When parents ask their kids how things are going at school, the most many get is a “fine.” Yes, there are carefully staged visits for “curriculum night” or to chaperone a field trip, but these glimpses do not give them anything close to a sense of what really goes on in there. Most of us parents have no clue what goes on inside our kids’ classrooms. This book is my attempt to build a bridge between these two worlds, to give people who are not a daily part of elementary education a sense of what really goes on there. Harkening to Dr. Seuss’ “Thing 1” and “Thing 2,” the book reveals ten surprising and even worrisome Things in our elementary schools and then considers what to do about them.
I offer one cautionary note before I return to our tour. There are a few areas of life I think of as “potholes.” These are not actual gashes in the road, but potentially disastrous topics that you steer clear of in polite conversation. Politics can be a pothole. So is religion, parenting, nutrition, and exercise. We can get extremely emotional about these topics when they are discussed in public. We can become rigid and defensive, closed to different points of view. It seems these days there is less and less space to talk rationally and to deliberate together about controversial topics. Education is a pothole as well. Think of the last time the plight of the schools came up over Thanksgiving dinner. How did that go? So, another way to think of this book is that I am driving straight into a big pothole!
Given the emotional attachment we all have to issues of education, some things I say might at first seem uninformed by the latest theory or research. They might even seem ignorant, or worse, crazy, sexist, or as though Western civilization itself will collapse if they are implemented. These are the kinds of reactions that come up when people talk about education. Please trust that I care very much about all children and their development. I am a fierce supporter of public schools and the teachers who work in them. My point is not to advance an ideology, or dismantle one, but simply to share what I see and think in an open space where hopefully we can talk together about important matters. So before I advance specific ideas in this book, it is important to first establish a rational, deliberative space where we can reflect calmly on the state of contemporary public elementary education from a teacher’s perspective. All of what follows cannot sink in if this zone is not first opened. I hope you will give me this space as a reader. I will give you this space if you respond to me as an author.
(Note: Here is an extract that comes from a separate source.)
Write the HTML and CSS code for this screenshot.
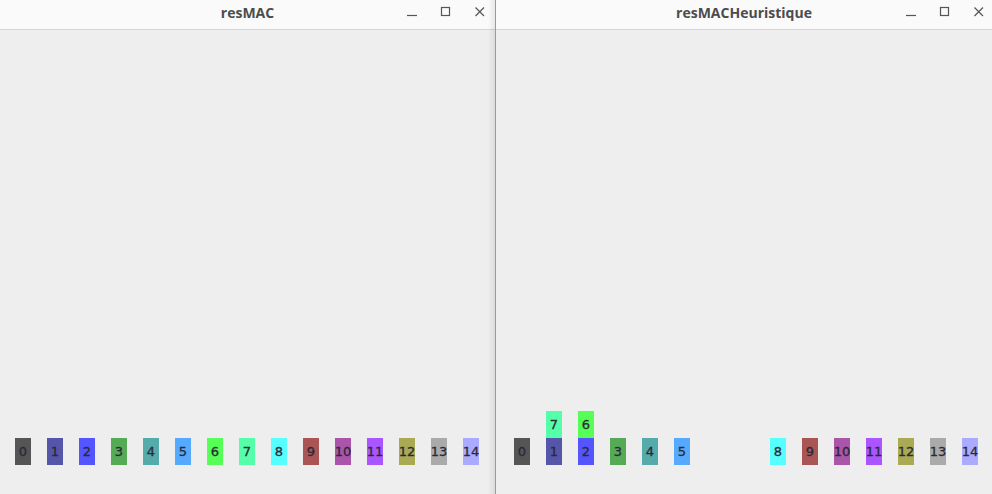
FILE: index.html
```html
<!DOCTYPE html>
<html>
<head>
<meta charset="utf-8">
<link rel="stylesheet" href="styles.css">
</head>
<body>
<div class="desk">
  <div class="win win-left">
    <div class="titlebar">
      <div class="title">resMAC</div>
      <div class="controls">
        <svg class="ic" width="12" height="12" viewBox="0 0 12 12"><path d="M1 9.5H11" stroke="#555" stroke-width="1.2" fill="none"/></svg>
        <svg class="ic" width="12" height="12" viewBox="0 0 12 12"><rect x="1.5" y="1.5" width="8" height="8" stroke="#555" stroke-width="1.2" fill="none"/></svg>
        <svg class="ic" width="12" height="12" viewBox="0 0 12 12"><path d="M1.5 1.5L10 10M10 1.5L1.5 10" stroke="#555" stroke-width="1.2" fill="none"/></svg>
      </div>
    </div>
    <div class="content">
      <div class="stacks pad-left">
        <div class="col"><div class="blk c0">0</div></div>
        <div class="col"><div class="blk c1">1</div></div>
        <div class="col"><div class="blk c2">2</div></div>
        <div class="col"><div class="blk c3">3</div></div>
        <div class="col"><div class="blk c4">4</div></div>
        <div class="col"><div class="blk c5">5</div></div>
        <div class="col"><div class="blk c6">6</div></div>
        <div class="col"><div class="blk c7">7</div></div>
        <div class="col"><div class="blk c8">8</div></div>
        <div class="col"><div class="blk c9">9</div></div>
        <div class="col"><div class="blk c10">10</div></div>
        <div class="col"><div class="blk c11">11</div></div>
        <div class="col"><div class="blk c12">12</div></div>
        <div class="col"><div class="blk c13">13</div></div>
        <div class="col"><div class="blk c14">14</div></div>
      </div>
      <div class="shadow"></div>
    </div>
  </div>
  <div class="divider"></div>
  <div class="win win-right">
    <div class="titlebar">
      <div class="title">resMACHeuristique</div>
      <div class="controls">
        <svg class="ic" width="12" height="12" viewBox="0 0 12 12"><path d="M1 9.5H11" stroke="#555" stroke-width="1.2" fill="none"/></svg>
        <svg class="ic" width="12" height="12" viewBox="0 0 12 12"><rect x="1.5" y="1.5" width="8" height="8" stroke="#555" stroke-width="1.2" fill="none"/></svg>
        <svg class="ic" width="12" height="12" viewBox="0 0 12 12"><path d="M1.5 1.5L10 10M10 1.5L1.5 10" stroke="#555" stroke-width="1.2" fill="none"/></svg>
      </div>
    </div>
    <div class="content">
      <div class="stacks pad-right">
        <div class="col"><div class="blk c0">0</div></div>
        <div class="col"><div class="blk c7">7</div><div class="blk c1">1</div></div>
        <div class="col"><div class="blk c6">6</div><div class="blk c2">2</div></div>
        <div class="col"><div class="blk c3">3</div></div>
        <div class="col"><div class="blk c4">4</div></div>
        <div class="col"><div class="blk c5">5</div></div>
        <div class="col"></div>
        <div class="col"></div>
        <div class="col"><div class="blk c8">8</div></div>
        <div class="col"><div class="blk c9">9</div></div>
        <div class="col"><div class="blk c10">10</div></div>
        <div class="col"><div class="blk c11">11</div></div>
        <div class="col"><div class="blk c12">12</div></div>
        <div class="col"><div class="blk c13">13</div></div>
        <div class="col"><div class="blk c14">14</div></div>
      </div>
    </div>
  </div>
</div>
</body>
</html>
```
FILE: styles.css
```css
html, body {
  margin: 0;
  padding: 0;
  background: #eeeeee;
}
.desk {
  display: flex;
  width: 992px;
  height: 494px;
  overflow: hidden;
}
.win {
  display: flex;
  flex-direction: column;
  height: 494px;
  background: #eeeeee;
}
.win-left { width: 495px; }
.win-right { width: 496px; flex: none; }
.divider {
  width: 1px;
  background: #9a9a9a;
  flex: none;
}
.titlebar {
  position: relative;
  height: 30px;
  box-sizing: border-box;
  padding-bottom: 5px;
  background: #fafafa;
  border-bottom: 1px solid #d6d6d6;
  display: flex;
  align-items: center;
  justify-content: center;
  flex: none;
}
.title {
  font-family: "Open Sans", "DejaVu Sans", sans-serif;
  font-weight: 700;
  font-size: 14px;
  color: #4c4c4c;
}
.controls {
  position: absolute;
  top: 6px;
  right: 9px;
  display: flex;
  gap: 22px;
}
.win-right .controls { right: 7px; }
.ic { display: block; }
.content {
  position: relative;
  flex: 1;
  display: flex;
  align-items: flex-end;
}
.stacks {
  display: flex;
  align-items: flex-end;
  gap: 16px;
  padding-bottom: 29px;
}
.pad-left { padding-left: 15px; }
.pad-right { padding-left: 18px; }
.col {
  width: 16px;
  display: flex;
  flex-direction: column;
}
.blk {
  width: 16px;
  height: 27px;
  display: flex;
  align-items: center;
  justify-content: center;
  font-family: "DejaVu Sans", sans-serif;
  font-size: 13px;
  color: #2a2a36;
  -webkit-text-stroke: 0.3px #2a2a36;
  white-space: nowrap;
}
.shadow {
  position: absolute;
  top: -31px;
  right: 0;
  bottom: 0;
  width: 7px;
  background: linear-gradient(to right, rgba(0,0,0,0), rgba(0,0,0,0.08));
}
.c0 { background: #555555; }
.c1 { background: #5555aa; }
.c2 { background: #5555ff; }
.c3 { background: #55aa55; }
.c4 { background: #55aaaa; }
.c5 { background: #55aaff; }
.c6 { background: #55ff55; }
.c7 { background: #55ffaa; }
.c8 { background: #55ffff; }
.c9 { background: #aa5555; }
.c10 { background: #aa55aa; }
.c11 { background: #aa55ff; }
.c12 { background: #aaaa55; }
.c13 { background: #aaaaaa; }
.c14 { background: #aaaaff; }
```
There are many—far too many—books about education on the market. While some offer real contributions, many are written by either ideologues or salespeople. Ideologues seek to change the way you see education, the lens you use to look at the schools. Some ideologies want you to view teachers as lazy and unaccountable. Others will have you view schools as spiritually desolate places in desperate need of prayer or corporal punishment or as bastions of racial oppression. Others will have you look at schools as institutions that are desperately underfunded, or wastefully overfunded, or as places where there is not enough testing, or too much testing, or the wrong kind of testing.
For the most part, ideologies are not helpful in the realm of education. Ideologies offer neat theories and coherent causal narratives. But education is messy and complex territory with many different factors in play, and so it is not easily understood from a single perspective. Further, schools vary greatly within single districts and across states, making general statements very difficult. Pablo Picasso once said, “When art critics get together, they talk about Form and Structure and Meaning. When artists get together, they talk about where you can buy cheap turpentine.” Using this analogy, teachers are the artists; educational researchers, political advocates, and administrators are the art critics. Rarely do teachers themselves advance any grand theory of education, have an ideology, or even a political position. Most teachers work together every day with very diverse colleagues and students to achieve concrete and practical tasks. They often...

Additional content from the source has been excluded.